Despite this, the brothers agreed that they would test the detonators using the older method which resulted in an explosion – one brother sued the other, and ICI was alleged to be vicariously liable for the other brother’s breach of statutory duty
Morris v Murray [1991] 2 QB 6
volenti non fit injuria
Held: Defence of volenti succeeded but the reasoning of the court largely relies on the nature of C’s conduct.
- Fox LJ – ‘Flying is intrinsically dangerous and flying with a drunken pilot is great folly’
- Stocker LJ – ‘To accept a flight in an aircraft piloted by a pilot who had had any significant amount of drink, let alone the amount which manifestly Mr. Murray had had, was to engage in an intrinsically and obviously dangerous occupation
Facts: Plaintiff and deceased had been drinking together for a considerable period before deceased decided to fly his light aeroplane - P agreed to come on the flight, drove deceased to the airfield, assisted in fuelling the plane and asked questions showing an interest in the flight – the ‘short and chaotic’ flight resulted in a crash in which D was killed and P badly injured – P sued in negligence.
Wooldridge v Sumner [1963] 2 QB 43
volenti non fit injuria & breach of duty
Held: In Wooldridge, no liability not because C (a photographer in the horse showjumping ring) accepted any risk but simply because the rider of the horse that injured him was not in breach of duty – similar reasoning for negligence actions in contact sports.

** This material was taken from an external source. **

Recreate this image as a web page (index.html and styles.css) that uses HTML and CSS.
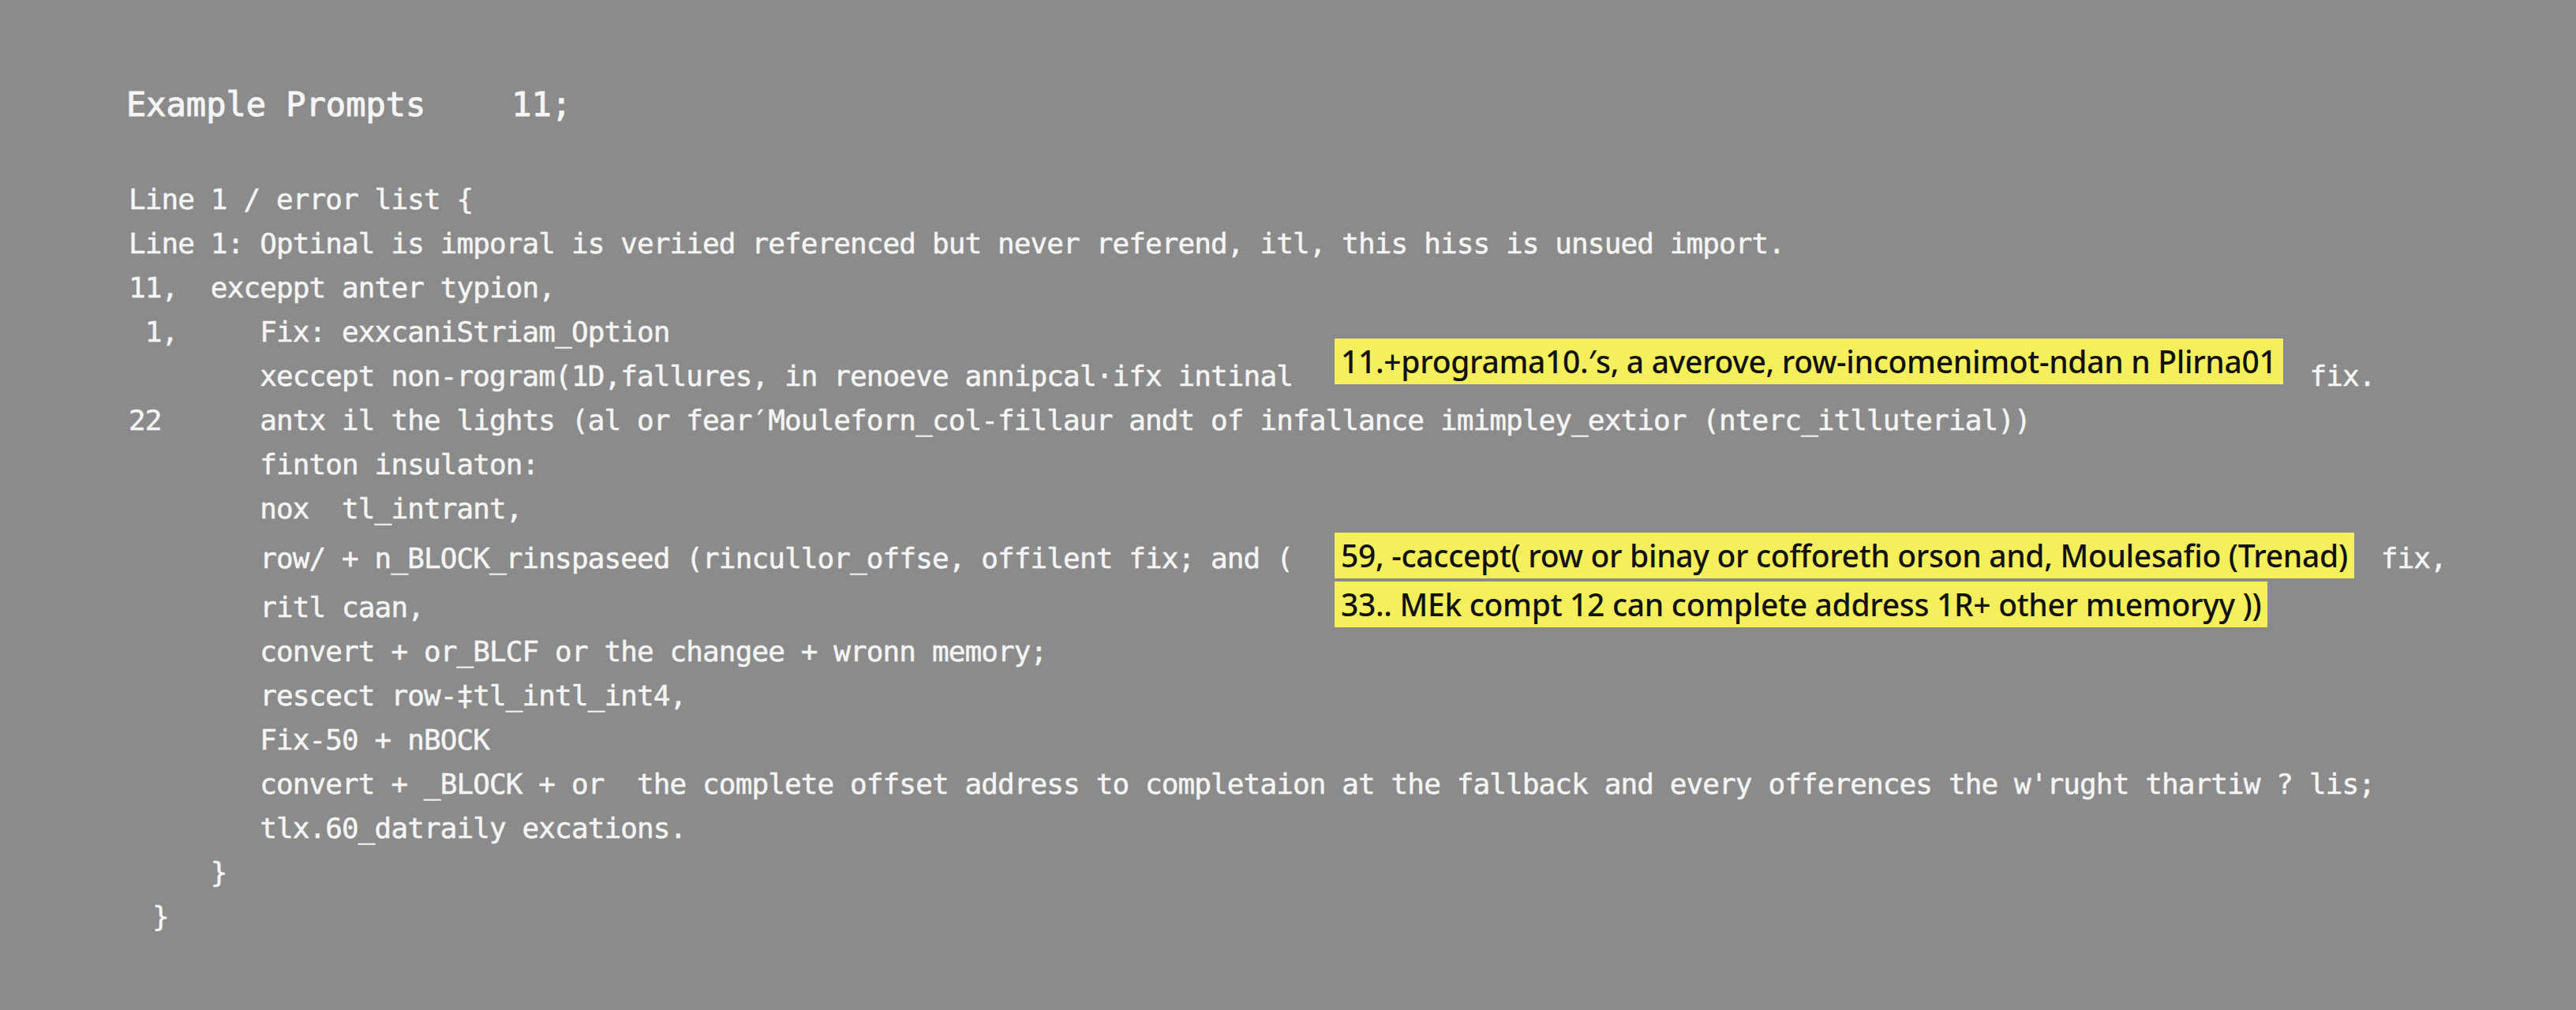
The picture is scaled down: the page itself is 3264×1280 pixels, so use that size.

the context of the recreational activity determines the standard of care by which D’s conduct is judged rather than any defence of volenti – if, within the confines of the activity, D’s conduct is reasonable then no liability in the first place – conversely, if D’s conduct is unreasonable, even within the confines of the recreational activity, very unlikely C will be volens to the risk created by it.